White-bodied in tribute to Osiris, who was garbed in white, this uncommon example features both animals—the gods Anubis and Ra-Horakhty—and a column of hieroglyphs that is difficult to decipher, since it’s in idiosyncratic Upper Egyptian, but which speaks of a rich offering of beef and wine, suggesting a wealthy inhabitant. This sarcophagus is probably from El Hibeh and would have been placed inside a larger stone container and buried in a subterranean chamber alongside the offering; today it has very little restoration, and is in splendid condition.

Joseph Coplin of New York’s antiquarium, ltd. had never participated in a fair before, but when his old Vassar friend Jeanne Greenberg-Rohatyn invited him to do a joint-booth at Frieze Masters, he marked the occasion by acquiring this sarcophagus for a treasure worthy of the event.

Gerhard Richter
Fuji, 1996
Richard Green – London

Roughly 14 by 11 inches, this pocketbook-sized painting is one of 110 miniature unique canvases that Gerhard Richter made in 1996 to raise money for the realization of Atlas, his compendium of 40 years’ worth of newspaper clippings, ephemera, and other source material that forged the underpinnings of his artistic career.

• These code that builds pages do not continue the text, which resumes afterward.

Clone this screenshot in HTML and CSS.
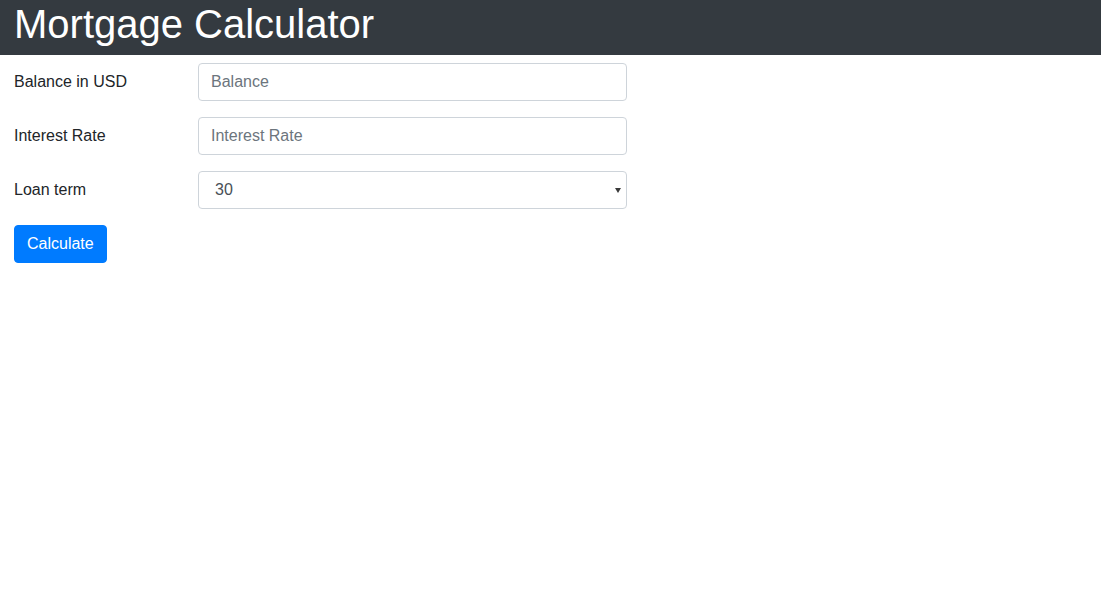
FILE: index.html
```html
<!DOCTYPE html>
<html lang="en">
<head>
<meta charset="utf-8">
<title>Mortgage Calculator</title>
<link rel="stylesheet" href="styles.css">
</head>
<body>
<header class="topbar">
  <h1 class="title">Mortgage Calculator</h1>
</header>
<main class="content">
  <form class="calc-form">
    <div class="form-row">
      <label class="form-label" for="balance">Balance in USD</label>
      <input class="form-control" id="balance" type="text" placeholder="Balance">
    </div>
    <div class="form-row">
      <label class="form-label" for="rate">Interest Rate</label>
      <input class="form-control" id="rate" type="text" placeholder="Interest Rate">
    </div>
    <div class="form-row">
      <label class="form-label" for="term">Loan term</label>
      <div class="select-wrap">
        <select class="form-control form-select" id="term">
          <option>30</option>
          <option>20</option>
          <option>15</option>
          <option>10</option>
        </select>
      </div>
    </div>
    <div class="actions">
      <button class="btn-primary" type="button">Calculate</button>
    </div>
  </form>
</main>
</body>
</html>
```
FILE: styles.css
```css
* { box-sizing: border-box; }
html, body {
  margin: 0;
  padding: 0;
  background: #fff;
  font-family: "Liberation Sans", Arial, Helvetica, sans-serif;
  font-size: 16px;
  line-height: 1.5;
  color: #212529;
}
.topbar {
  background: #343a40;
  height: 55px;
  padding: 0 14px;
}
.title {
  margin: 0;
  font-size: 40px;
  font-weight: 400;
  line-height: 48px;
  color: #fff;
}
.content {
  padding: 8px 14px;
}
.calc-form {
  display: flex;
  flex-direction: column;
  gap: 16px;
}
.form-row {
  display: flex;
  align-items: center;
}
.form-label {
  width: 184px;
  flex: none;
}
.form-control {
  width: 429px;
  height: 38px;
  padding: 6px 12px;
  font-family: inherit;
  font-size: 16px;
  line-height: 1.5;
  color: #495057;
  background: #fff;
  border: 1px solid #ced4da;
  border-radius: 4px;
  outline: none;
}
.form-control::placeholder {
  color: #6c757d;
  opacity: 1;
}
.select-wrap {
  position: relative;
  width: 429px;
}
.select-wrap::after {
  content: "";
  position: absolute;
  right: 6px;
  top: 17px;
  width: 0;
  height: 0;
  border-left: 3px solid transparent;
  border-right: 3px solid transparent;
  border-top: 5px solid #3a3a3a;
  pointer-events: none;
}
.form-select {
  -webkit-appearance: none;
  appearance: none;
  padding: 6px 24px 6px 16px;
}
.btn-primary {
  font-family: inherit;
  font-size: 16px;
  line-height: 1.5;
  color: #fff;
  background: #007bff;
  border: 1px solid #007bff;
  border-radius: 4px;
  padding: 6px 12px;
  cursor: pointer;
}
```
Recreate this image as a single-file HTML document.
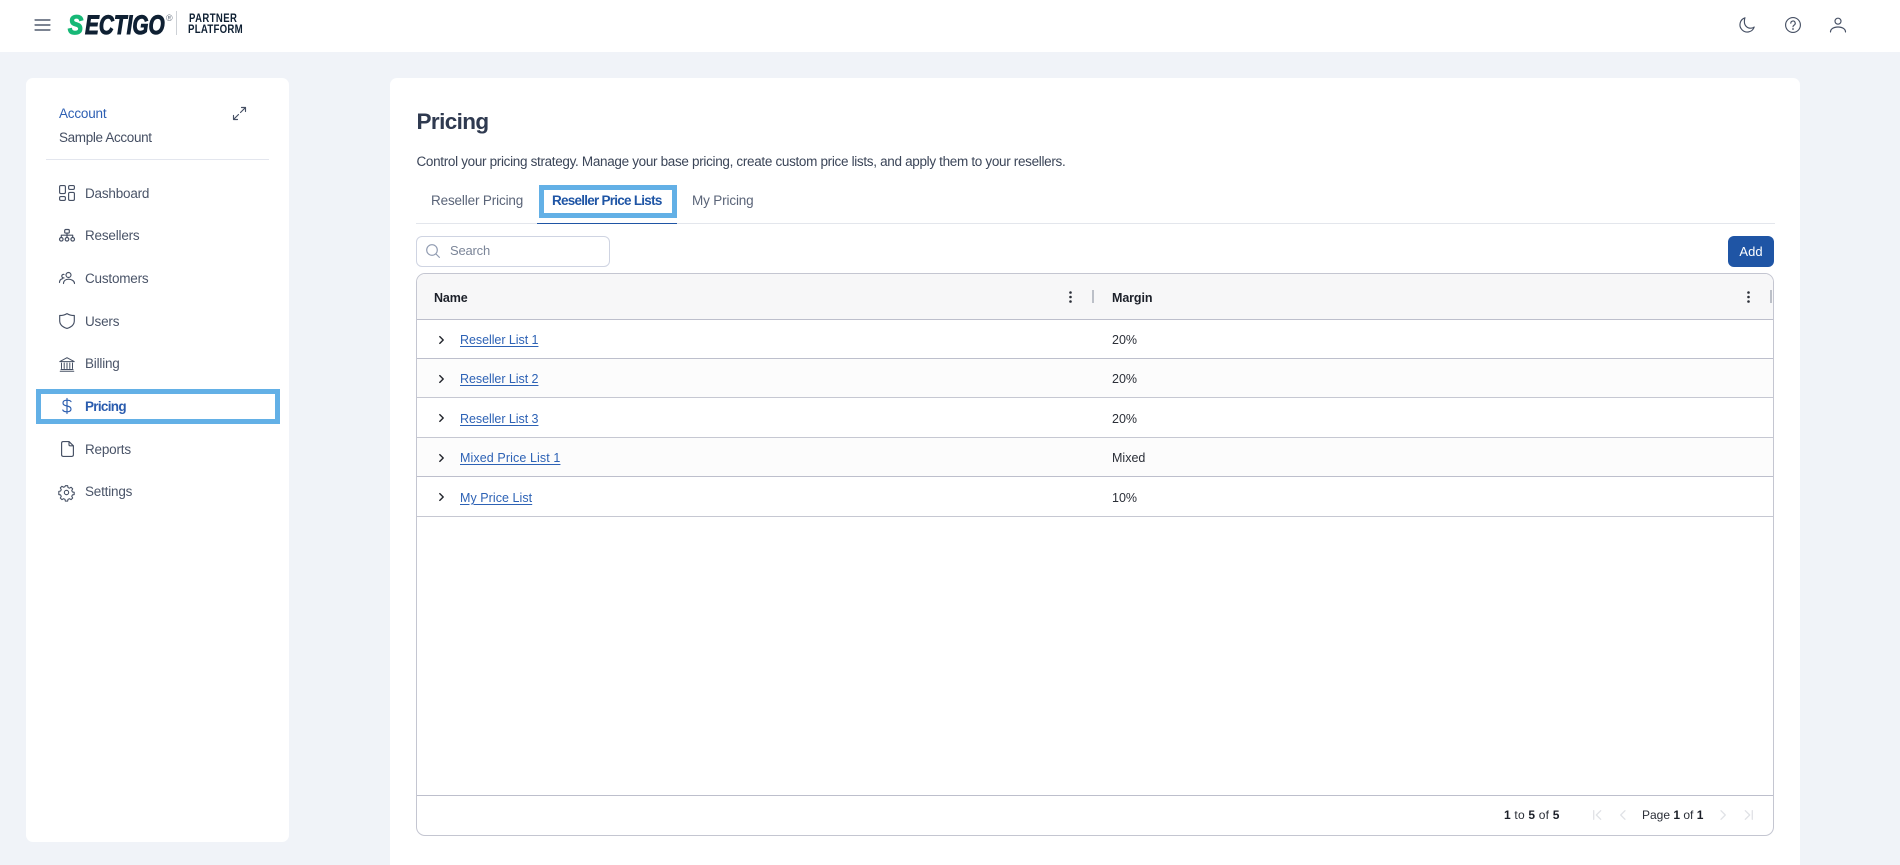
<!DOCTYPE html>
<html lang="en"><head><meta charset="utf-8"><title>Pricing</title>
<style>
*{box-sizing:border-box}
html,body{margin:0;padding:0;width:1900px;height:865px;overflow:hidden;background:#f0f3f8;font-family:"Liberation Sans",sans-serif;color:#3f4a5f}
body{position:relative}
.a{position:absolute;white-space:nowrap}
.t{position:absolute;white-space:nowrap;line-height:18px;height:18px}
svg{position:absolute;fill:none;stroke:#465064;stroke-width:1.15;stroke-linecap:round;stroke-linejoin:round;overflow:visible}
.nav{font-size:13.5px;letter-spacing:-.2px;left:85px;color:#4a5468}
.tab{font-size:13.5px;top:192px;letter-spacing:-.15px;color:#5a6478}
.ln{position:absolute;left:417px;width:1356px;height:1px;background:#bdbfcc}
.cell{font-size:12.5px;color:#2b2f38}
.lk{font-size:12.5px;left:460px;color:#2d62b5;text-decoration:underline;text-underline-offset:2px}
.pg{font-size:12px;color:#2b2f38;top:806px}
b{color:#1c2029}
</style></head><body>
<div class="a" style="left:0;top:0;width:1900px;height:52px;background:#fff"></div>
<svg style="left:34px;top:19px;stroke:#2e3a50" width="17" height="12" viewBox="0 0 17 12" stroke-width="1.6"><path d="M1 1h15M1 6h15M1 11h15"/></svg>
<div class="a" style="left:68px;top:10px;font:italic 700 27px/30px 'Liberation Sans',sans-serif;color:#17b877;-webkit-text-stroke:1.3px #17b877;transform-origin:0 50%;transform:scaleX(.84)">S</div>
<div class="a" style="left:85px;top:10px;font:italic 700 27px/30px 'Liberation Sans',sans-serif;color:#0f2033;-webkit-text-stroke:1px #0f2033;transform-origin:0 50%;transform:scaleX(.77)">ECTIGO</div>
<div class="a" style="left:166px;top:13px;font:9px/10px 'Liberation Sans',sans-serif;color:#6a7482">®</div>
<div class="a" style="left:176px;top:11px;width:1px;height:24px;background:#cdd1d6"></div>
<div class="a" style="left:189px;top:13px;font:700 11.5px/12px 'Liberation Sans',sans-serif;letter-spacing:.5px;color:#0f2033;transform-origin:0 50%;transform:scaleX(.83)">PARTNER</div>
<div class="a" style="left:188px;top:24px;font:700 11.5px/12px 'Liberation Sans',sans-serif;letter-spacing:.3px;color:#0f2033;transform-origin:0 50%;transform:scaleX(.84)">PLATFORM</div>
<svg style="left:1739px;top:17px" width="16" height="16" viewBox="0 0 16 16"><path d="M6 .8A7.300 7.300 0 1 0 15.200 10c-.9.900-2.200 1.200-3.500 1.200A6.200 6.200 0 0 1 5.400 5C5.400 3.600 5.400 2 6 .8Z"/></svg>
<svg style="left:1785px;top:17px" width="16" height="16" viewBox="0 0 16 16"><circle cx="8" cy="8" r="7.400"/><path d="M5.800 6.200a2.200 2.200 0 1 1 3.300 1.900c-.7.400-1.100.900-1.100 1.700"/><path d="M8 12h.01" stroke-width="1.800"/></svg>
<svg style="left:1830px;top:17px" width="16" height="16" viewBox="0 0 16 16"><circle cx="8" cy="4.200" r="3"/><path d="M.5 15c0-3 3-5 7.500-5s7.500 2 7.500 5"/></svg>

<div class="a" style="left:26px;top:78px;width:263px;height:764px;background:#fff;border-radius:7px"></div>
<div class="t" style="left:59px;top:105px;font-size:13.5px;letter-spacing:-.2px;color:#2d5fb3">Account</div>
<div class="t" style="left:59px;top:129px;font-size:13.5px;letter-spacing:-.35px;color:#454f63">Sample Account</div>
<svg style="left:233px;top:107px" width="13" height="13" viewBox="0 0 13 13"><path d="M7.500 5.500 12.500.5M8.500.5h4v4M5.500 7.500l-5 5M.5 8.500v4h4"/></svg>
<div class="a" style="left:46px;top:159px;width:223px;height:1px;background:#e3e6ee"></div>

<svg style="left:59px;top:185px" width="16" height="16" viewBox="0 0 16 16"><rect x=".6" y=".6" width="5.800" height="8" rx="1.300"/><rect x="9.600" y=".6" width="5.800" height="3.800" rx="1.300"/><rect x="9.600" y="7.400" width="5.800" height="8" rx="1.300"/><rect x=".6" y="11.600" width="5.800" height="3.800" rx="1.300"/></svg>
<div class="t nav" style="top:185px">Dashboard</div>
<svg style="left:59px;top:229px" width="16" height="13" viewBox="0 0 16 13"><rect x="5.700" y=".5" width="4.600" height="3.600" rx="1"/><path d="M8 4.100v4M2.300 8V6.200h11.400V8"/><circle cx="2.300" cy="10.300" r="1.800"/><circle cx="8" cy="10.300" r="1.800"/><circle cx="13.700" cy="10.300" r="1.800"/></svg>
<div class="t nav" style="top:227px">Resellers</div>
<svg style="left:59px;top:272px" width="16" height="12" viewBox="0 0 16 12"><circle cx="9.500" cy="3" r="2.500"/><path d="M4.500 11.500c0-2.600 2-4.300 5-4.300s6 1.700 6 4.300M.5 10.500c0-2 1-3.300 3-3.800M5 6C3.300 6 2.600 4.800 2.800 3.800 3 2.700 4 2.200 5 2.400"/></svg>
<div class="t nav" style="top:270px">Customers</div>
<svg style="left:59px;top:313px" width="16" height="16" viewBox="0 0 16 16"><path d="M8 .6c2 1.300 4.500 1.900 7.300 1.900v5.200c0 3.900-3 6.400-7.300 7.700C3.700 14.100.7 11.600.7 7.700V2.500C3.500 2.500 6 1.900 8 .6Z"/></svg>
<div class="t nav" style="top:313px">Users</div>
<svg style="left:59px;top:357px;stroke-width:1" width="16" height="15" viewBox="0 0 16 15"><path d="M.8 4.600 8 .7l7.200 3.900ZM2.500 6v5.500M5.200 6v5.500M8 6v5.500M10.800 6v5.500M13.500 6v5.500M1.200 14.200h13.600M2 12.500h12"/></svg>
<div class="t nav" style="top:355px">Billing</div>

<div class="a" style="left:36px;top:389px;width:244px;height:35px;border:5px solid #63b0e6"></div>
<svg style="left:62px;top:398px" width="10" height="16" viewBox="0 0 10 16"><path stroke="#2a5cae" d="M5 .5v15M9 3.600C8.400 2.600 7 2.200 5 2.200 2.600 2.200 1 3.200 1 5c0 1.900 1.800 2.600 4 3 2.300.4 4 1.100 4 3 0 1.800-1.600 2.800-4 2.800-2.100 0-3.700-.6-4.200-1.800"/></svg>
<div class="t nav" style="top:398px;color:#2a5cae;font-weight:700;letter-spacing:-.7px">Pricing</div>
<svg style="left:61px;top:441px" width="13" height="16" viewBox="0 0 13 16"><path d="M8 .6H2.200C1.200.6.600 1.200.600 2.200v11.600c0 1 .6 1.600 1.600 1.600h8.600c1 0 1.600-.6 1.600-1.600V4.800L8 .6ZM8 .6v3c0 .8.400 1.200 1.200 1.200h3.200"/></svg>
<div class="t nav" style="top:441px">Reports</div>
<svg style="left:59px;top:485px" width="15" height="15" viewBox="0 0 16 16"><circle cx="8" cy="8" r="2.300"/><path d="M6.800.7h2.400l.4 2 1.500.7 1.800-1 1.700 1.700-1 1.800.7 1.500 1.900.4v2.400l-1.900.4-.7 1.500 1 1.800-1.700 1.700-1.800-1-1.500.7-.4 1.900H6.800l-.4-1.900-1.500-.7-1.800 1-1.700-1.700 1-1.800-.7-1.500-1.900-.4V6.800l1.900-.4.7-1.500-1-1.800 1.700-1.700 1.800 1 1.500-.7Z"/></svg>
<div class="t nav" style="top:483px">Settings</div>

<div class="a" style="left:390px;top:78px;width:1410px;height:787px;background:#fff;border-radius:7px 7px 0 0"></div>
<div class="a" style="left:416.500px;top:107px;font-size:22.500px;line-height:29px;color:#2f3a50;font-weight:700;letter-spacing:-.6px">Pricing</div>
<div class="t" style="left:416.500px;top:153px;font-size:13.500px;letter-spacing:-.32px;color:#3b4558">Control your pricing strategy. Manage your base pricing, create custom price lists, and apply them to your resellers.</div>
<div class="a" style="left:416px;top:223px;width:1359px;height:1px;background:#e3e6ec"></div>
<div class="a" style="left:537px;top:223px;width:140px;height:1px;background:#1f55a5"></div>
<div class="t tab" style="left:431px">Reseller Pricing</div>
<div class="a" style="left:539px;top:185px;width:138px;height:33px;border:5px solid #63b0e6"></div>
<div class="t tab" style="left:552px;color:#1f55a5;font-weight:700;letter-spacing:-.75px">Reseller Price Lists</div>
<div class="t tab" style="left:692px">My Pricing</div>

<div class="a" style="left:416px;top:236px;width:194px;height:31px;border:1px solid #cfd4e2;border-radius:6px;background:#fff"></div>
<svg style="left:426px;top:244px;stroke:#8f9ab0" width="14" height="14" viewBox="0 0 14 14"><circle cx="6" cy="6" r="5.300"/><path d="m10 10 3.400 3.400"/></svg>
<div class="t" style="left:450px;top:242px;font-size:13px;letter-spacing:-.2px;color:#7b8598">Search</div>
<div class="a" style="left:1728px;top:236px;width:46px;height:31px;border-radius:6px;background:#1f55a5;color:#fff;font-size:13px;line-height:31px;text-align:center">Add</div>

<div class="a" style="left:416px;top:273px;width:1358px;height:563px;border:1px solid #c4c6d1;border-radius:9px;overflow:hidden;background:#fff">
<div style="position:absolute;left:0;top:0;width:100%;height:45px;background:#f7f7f8"></div>
<div style="position:absolute;left:0;top:84.500px;width:100%;height:39px;background:#fcfcfc"></div>
<div style="position:absolute;left:0;top:163px;width:100%;height:39px;background:#fcfcfc"></div>
</div>
<div class="ln" style="top:319px"></div><div class="ln" style="top:358px"></div><div class="ln" style="top:397px;background:#c6c8d2"></div><div class="ln" style="top:437px;background:#c6c8d2"></div><div class="ln" style="top:476px"></div><div class="ln" style="top:516px;background:#c6c8d2"></div><div class="ln" style="top:795px"></div>

<div class="t cell" style="left:434px;top:289px;font-weight:700;color:#1c2029;letter-spacing:-.1px">Name</div>
<div class="t cell" style="left:1112px;top:289px;font-weight:700;color:#1c2029;letter-spacing:-.1px">Margin</div>
<svg style="left:1069px;top:291px;stroke:none;fill:#2b2f38" width="3" height="12" viewBox="0 0 3 12"><circle cx="1.500" cy="1.500" r="1.300"/><circle cx="1.500" cy="6" r="1.300"/><circle cx="1.500" cy="10.500" r="1.300"/></svg>
<div class="a" style="left:1092px;top:290px;width:2px;height:13px;background:#bcc0c8"></div>
<svg style="left:1747px;top:291px;stroke:none;fill:#2b2f38" width="3" height="12" viewBox="0 0 3 12"><circle cx="1.500" cy="1.500" r="1.300"/><circle cx="1.500" cy="6" r="1.300"/><circle cx="1.500" cy="10.500" r="1.300"/></svg>
<div class="a" style="left:1770px;top:290px;width:2px;height:13px;background:#bcc0c8"></div>

<svg style="left:439px;top:336px;stroke:#23262d;stroke-width:1.400" width="5" height="8" viewBox="0 0 5 8"><path d="m.8.600 3.400 3.400L.8 7.400"/></svg>
<div class="t lk" style="top:331px;letter-spacing:-.05px">Reseller List 1</div><div class="t cell" style="left:1112px;top:331px">20%</div>
<svg style="left:439px;top:375px;stroke:#23262d;stroke-width:1.400" width="5" height="8" viewBox="0 0 5 8"><path d="m.8.600 3.400 3.400L.8 7.400"/></svg>
<div class="t lk" style="top:370px;letter-spacing:-.05px">Reseller List 2</div><div class="t cell" style="left:1112px;top:370px">20%</div>
<svg style="left:439px;top:414px;stroke:#23262d;stroke-width:1.400" width="5" height="8" viewBox="0 0 5 8"><path d="m.8.600 3.400 3.400L.8 7.400"/></svg>
<div class="t lk" style="top:410px;letter-spacing:-.05px">Reseller List 3</div><div class="t cell" style="left:1112px;top:410px">20%</div>
<svg style="left:439px;top:454px;stroke:#23262d;stroke-width:1.400" width="5" height="8" viewBox="0 0 5 8"><path d="m.8.600 3.400 3.400L.8 7.400"/></svg>
<div class="t lk" style="top:449px;letter-spacing:.1px">Mixed Price List 1</div><div class="t cell" style="left:1112px;top:449px">Mixed</div>
<svg style="left:439px;top:493px;stroke:#23262d;stroke-width:1.400" width="5" height="8" viewBox="0 0 5 8"><path d="m.8.600 3.400 3.400L.8 7.400"/></svg>
<div class="t lk" style="top:489px;letter-spacing:.05px">My Price List</div><div class="t cell" style="left:1112px;top:489px">10%</div>

<div class="t pg" style="left:1504px;letter-spacing:.2px"><b>1</b> to <b>5</b> of <b>5</b></div>
<svg style="left:1593px;top:810px;stroke:#e0e2e6;stroke-width:1.300" width="9" height="10" viewBox="0 0 9 10"><path d="M.7.700v8.600M7.700.700 3.300 5l4.400 4.300"/></svg>
<svg style="left:1620px;top:810px;stroke:#e0e2e6;stroke-width:1.300" width="6" height="10" viewBox="0 0 6 10"><path d="M5 .700.700 5 5 9.300"/></svg>
<div class="t pg" style="left:1642px">Page <b>1</b> of <b>1</b></div>
<svg style="left:1720px;top:810px;stroke:#e0e2e6;stroke-width:1.300" width="6" height="10" viewBox="0 0 6 10"><path d="M1 .700 5.300 5 1 9.300"/></svg>
<svg style="left:1744px;top:810px;stroke:#e0e2e6;stroke-width:1.300" width="9" height="10" viewBox="0 0 9 10"><path d="M8.300.700v8.600M1.300.700 5.700 5 1.300 9.300"/></svg>
</body></html>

All of the paintings in the series were squeegeed on a panel of aluminum composite called Alucobond, this one gets you a potent dose of Richter’s illusionistic layering of space and color for a directly proportional fraction of the price of one of his larger abstractions.

Is this worth more than a very nice sarcophagus, or an oddly endearing Guercino? Such are the questions raised by Frieze Masters; they could take a lifetime to ponder.